The nave roof comprises 3 bays with half bays at the ends, featuring collar-beam trusses with diagonal struts and braces. Simple plastered pointed arches lead to the transepts and chancel. The chancel arch is wider than the chancel itself, suggesting the chancel is later in date. The chancel has a 6-bay collar-beam roof with boarded underside. In its south wall the principals sit above corbels of an earlier roof. A 2-bay north chancel arcade has broadly chamfered 4-centred arches on a thick central pier. The chancel south wall contains a 15th century tomb recess with a moulded 2-centred arch. The altar reredos is wood-panelled with blind cusped arches behind the altar. The transepts and vestry have plaster ceilings with thin ribs. The north transept is separated from the vestry by a wooden screen.
The Perpendicular style font has an octagonal bowl and stem. Its tall late Gothic-style canopy was added after 1935. Plain panelled pews, a polygonal pulpit with pierced quatrefoils, choir stalls with blind-arcaded fronts and a communion rail with iron uprights and wooden handrail are late 19th century.
The church contains numerous wall tablets, the earliest in the chancel and northeast chapel. In the chancel east wall is a marble tablet with apron and pediment with finial, commemorating Mary Rees (died 1757). A simple inscribed slate panel to Elizabeth Thomas (died 1745) is in the south wall. The northeast chapel retains 18th century memorials, including a freestone classical tablet with open pediment and pilasters on consoles in the east wall to Mary Vaughan (died 1751), and a slate inscription panel in the south wall to William and Mary Davies (died 1775 and 1776). The north respond to the north transept arch carries a slate panel to Elizabeth Davies (died 1797). Later memorials date from the 19th or 20th centuries.

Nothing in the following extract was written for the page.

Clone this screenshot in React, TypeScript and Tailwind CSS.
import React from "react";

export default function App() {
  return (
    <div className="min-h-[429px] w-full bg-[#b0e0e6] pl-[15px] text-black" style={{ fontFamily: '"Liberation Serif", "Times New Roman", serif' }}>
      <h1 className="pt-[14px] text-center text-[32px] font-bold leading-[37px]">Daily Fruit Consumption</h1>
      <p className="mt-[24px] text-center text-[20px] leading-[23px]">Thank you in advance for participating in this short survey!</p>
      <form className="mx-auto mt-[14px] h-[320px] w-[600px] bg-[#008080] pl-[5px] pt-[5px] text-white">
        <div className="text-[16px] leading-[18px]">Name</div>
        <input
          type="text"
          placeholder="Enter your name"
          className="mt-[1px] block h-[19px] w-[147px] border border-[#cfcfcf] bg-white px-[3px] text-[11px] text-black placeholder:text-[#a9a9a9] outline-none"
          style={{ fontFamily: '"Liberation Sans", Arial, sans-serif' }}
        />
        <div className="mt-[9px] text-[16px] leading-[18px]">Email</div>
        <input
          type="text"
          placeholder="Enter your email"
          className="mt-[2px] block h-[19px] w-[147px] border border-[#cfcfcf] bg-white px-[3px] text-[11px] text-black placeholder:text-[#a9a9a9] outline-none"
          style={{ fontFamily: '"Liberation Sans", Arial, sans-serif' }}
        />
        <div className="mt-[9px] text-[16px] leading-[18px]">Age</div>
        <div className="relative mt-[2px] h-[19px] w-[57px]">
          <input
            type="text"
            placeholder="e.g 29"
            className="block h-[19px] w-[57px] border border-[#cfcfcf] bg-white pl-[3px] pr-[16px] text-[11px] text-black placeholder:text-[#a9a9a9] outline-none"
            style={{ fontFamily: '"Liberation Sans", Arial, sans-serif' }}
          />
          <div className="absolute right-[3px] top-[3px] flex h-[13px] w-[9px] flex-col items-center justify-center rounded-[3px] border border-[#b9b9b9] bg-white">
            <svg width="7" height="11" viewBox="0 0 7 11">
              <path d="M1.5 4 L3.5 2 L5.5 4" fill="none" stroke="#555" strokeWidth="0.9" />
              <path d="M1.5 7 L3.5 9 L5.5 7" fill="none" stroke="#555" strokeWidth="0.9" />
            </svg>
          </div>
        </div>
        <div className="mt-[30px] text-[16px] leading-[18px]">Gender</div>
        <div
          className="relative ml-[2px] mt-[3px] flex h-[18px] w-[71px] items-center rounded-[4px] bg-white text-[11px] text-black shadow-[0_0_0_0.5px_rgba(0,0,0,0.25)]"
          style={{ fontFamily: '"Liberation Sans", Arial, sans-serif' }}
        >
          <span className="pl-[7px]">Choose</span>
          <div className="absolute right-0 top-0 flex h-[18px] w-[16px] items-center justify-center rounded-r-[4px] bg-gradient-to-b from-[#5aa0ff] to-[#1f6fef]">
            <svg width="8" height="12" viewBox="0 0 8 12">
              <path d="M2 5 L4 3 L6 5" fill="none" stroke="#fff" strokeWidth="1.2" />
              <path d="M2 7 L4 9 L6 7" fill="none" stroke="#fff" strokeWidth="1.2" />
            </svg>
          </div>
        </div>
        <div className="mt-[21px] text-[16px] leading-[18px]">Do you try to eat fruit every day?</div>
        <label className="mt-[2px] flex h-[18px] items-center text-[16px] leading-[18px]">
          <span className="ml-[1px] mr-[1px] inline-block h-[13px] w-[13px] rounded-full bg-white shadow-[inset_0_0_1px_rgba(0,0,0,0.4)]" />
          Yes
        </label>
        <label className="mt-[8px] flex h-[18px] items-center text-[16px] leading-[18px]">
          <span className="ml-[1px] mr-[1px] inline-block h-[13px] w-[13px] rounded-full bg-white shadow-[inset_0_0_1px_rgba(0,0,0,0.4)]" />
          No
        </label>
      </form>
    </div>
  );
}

In the south transept east wall is a marble panel on a polished red-granite background to Richard Jennings (died 1908) by W Davies. The principal monument in the nave south wall is to George Thomas Griffith (died 1862) in Gothic style with flanking panels and arched top, by C Sinclair of London. A brass plaque to Dr David Davies (1777-1841), professor of midwifery at the University of London, was added in the 20th century. In the nave north wall is a brass to Richard Jennings (died 1891) by Frank Smith & Co of London, with a marble tablet to John Jones (died 1879) by W Davies to its right. In the north transept, a memorial erected in 1923 commemorates the Rev Peter Williams (1723-1796), annotator of the Bible, in the form of a marble sarcophagus.
The east window, c1875, displays Faith, Hope and Charity in Pre-Raphaelite style. The chancel south window depicts angels with flaming torches, dating after 1903. In the south aisle east window are small roundels with angels against coloured foliage. The north and south windows of the transepts contain memorial windows to the Lowry family who died in the armed services, in Art-and-Crafts style of c1928, possibly by Henry Dearle. The south window, a 1914-18 war memorial, depicts Saints David, Michael and George. The north window depicts the resurrected Christ meeting two disciples on the road to Emmaus. A related west window of the north transept depicts Saints Stephen and James, commemorating members of the Lowry family killed in the 1939-45 war, by Powell & Sons of Whitefriars, London.